**The task**: Return the material word for word. Do not include the pictures.

**Provided data**:
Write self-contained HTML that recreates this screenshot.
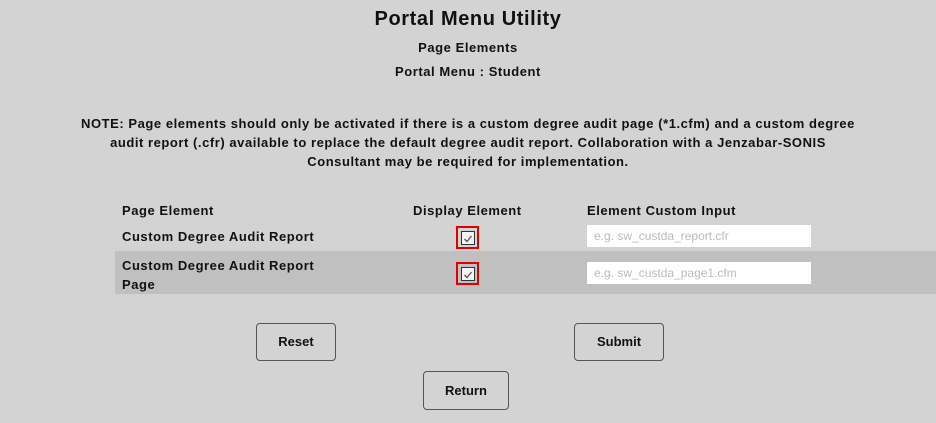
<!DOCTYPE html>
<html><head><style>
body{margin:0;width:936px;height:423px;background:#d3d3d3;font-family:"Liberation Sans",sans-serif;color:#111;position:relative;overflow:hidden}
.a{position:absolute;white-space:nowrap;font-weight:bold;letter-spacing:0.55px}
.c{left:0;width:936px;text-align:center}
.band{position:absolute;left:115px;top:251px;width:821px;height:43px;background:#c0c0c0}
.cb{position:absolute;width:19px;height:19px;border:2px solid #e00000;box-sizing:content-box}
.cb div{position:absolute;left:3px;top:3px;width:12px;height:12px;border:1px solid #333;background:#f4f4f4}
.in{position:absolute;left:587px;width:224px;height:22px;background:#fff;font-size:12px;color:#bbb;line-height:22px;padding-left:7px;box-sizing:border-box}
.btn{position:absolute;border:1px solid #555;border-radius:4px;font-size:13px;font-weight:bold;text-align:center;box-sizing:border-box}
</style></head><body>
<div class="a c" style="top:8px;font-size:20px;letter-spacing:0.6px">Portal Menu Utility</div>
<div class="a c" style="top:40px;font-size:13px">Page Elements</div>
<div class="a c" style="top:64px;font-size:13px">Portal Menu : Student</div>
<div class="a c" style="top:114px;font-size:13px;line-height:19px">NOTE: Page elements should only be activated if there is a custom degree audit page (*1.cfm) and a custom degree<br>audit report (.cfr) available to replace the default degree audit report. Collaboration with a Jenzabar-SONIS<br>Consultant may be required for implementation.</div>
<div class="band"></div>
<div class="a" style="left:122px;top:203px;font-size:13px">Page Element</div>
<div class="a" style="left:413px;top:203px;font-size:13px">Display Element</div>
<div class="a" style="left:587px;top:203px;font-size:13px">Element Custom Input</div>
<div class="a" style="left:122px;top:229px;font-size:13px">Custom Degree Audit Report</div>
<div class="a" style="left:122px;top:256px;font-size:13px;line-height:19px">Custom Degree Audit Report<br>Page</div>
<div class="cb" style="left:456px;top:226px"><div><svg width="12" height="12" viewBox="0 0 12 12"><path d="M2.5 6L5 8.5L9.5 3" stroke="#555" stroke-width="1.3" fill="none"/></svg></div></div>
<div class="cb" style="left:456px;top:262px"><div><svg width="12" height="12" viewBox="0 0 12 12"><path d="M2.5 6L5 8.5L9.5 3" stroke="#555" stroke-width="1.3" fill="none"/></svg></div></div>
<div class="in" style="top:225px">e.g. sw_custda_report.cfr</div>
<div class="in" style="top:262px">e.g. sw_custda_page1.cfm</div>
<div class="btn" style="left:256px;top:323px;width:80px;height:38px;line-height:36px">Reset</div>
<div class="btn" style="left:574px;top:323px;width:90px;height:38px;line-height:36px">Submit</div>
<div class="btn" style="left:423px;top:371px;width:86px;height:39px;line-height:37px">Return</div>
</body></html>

**Expected answer**:
Write self-contained HTML that recreates this screenshot.
<!DOCTYPE html>
<html><head><style>
body{margin:0;width:936px;height:423px;background:#d3d3d3;font-family:"Liberation Sans",sans-serif;color:#111;position:relative;overflow:hidden}
.a{position:absolute;white-space:nowrap;font-weight:bold;letter-spacing:0.55px}
.c{left:0;width:936px;text-align:center}
.band{position:absolute;left:115px;top:251px;width:821px;height:43px;background:#c0c0c0}
.cb{position:absolute;width:19px;height:19px;border:2px solid #e00000;box-sizing:content-box}
.cb div{position:absolute;left:3px;top:3px;width:12px;height:12px;border:1px solid #333;background:#f4f4f4}
.in{position:absolute;left:587px;width:224px;height:22px;background:#fff;font-size:12px;color:#bbb;line-height:22px;padding-left:7px;box-sizing:border-box}
.btn{position:absolute;border:1px solid #555;border-radius:4px;font-size:13px;font-weight:bold;text-align:center;box-sizing:border-box}
</style></head><body>
<div class="a c" style="top:8px;font-size:20px;letter-spacing:0.6px">Portal Menu Utility</div>
<div class="a c" style="top:40px;font-size:13px">Page Elements</div>
<div class="a c" style="top:64px;font-size:13px">Portal Menu : Student</div>
<div class="a c" style="top:114px;font-size:13px;line-height:19px">NOTE: Page elements should only be activated if there is a custom degree audit page (*1.cfm) and a custom degree<br>audit report (.cfr) available to replace the default degree audit report. Collaboration with a Jenzabar-SONIS<br>Consultant may be required for implementation.</div>
<div class="band"></div>
<div class="a" style="left:122px;top:203px;font-size:13px">Page Element</div>
<div class="a" style="left:413px;top:203px;font-size:13px">Display Element</div>
<div class="a" style="left:587px;top:203px;font-size:13px">Element Custom Input</div>
<div class="a" style="left:122px;top:229px;font-size:13px">Custom Degree Audit Report</div>
<div class="a" style="left:122px;top:256px;font-size:13px;line-height:19px">Custom Degree Audit Report<br>Page</div>
<div class="cb" style="left:456px;top:226px"><div><svg width="12" height="12" viewBox="0 0 12 12"><path d="M2.5 6L5 8.5L9.5 3" stroke="#555" stroke-width="1.3" fill="none"/></svg></div></div>
<div class="cb" style="left:456px;top:262px"><div><svg width="12" height="12" viewBox="0 0 12 12"><path d="M2.5 6L5 8.5L9.5 3" stroke="#555" stroke-width="1.3" fill="none"/></svg></div></div>
<div class="in" style="top:225px">e.g. sw_custda_report.cfr</div>
<div class="in" style="top:262px">e.g. sw_custda_page1.cfm</div>
<div class="btn" style="left:256px;top:323px;width:80px;height:38px;line-height:36px">Reset</div>
<div class="btn" style="left:574px;top:323px;width:90px;height:38px;line-height:36px">Submit</div>
<div class="btn" style="left:423px;top:371px;width:86px;height:39px;line-height:37px">Return</div>
</body></html>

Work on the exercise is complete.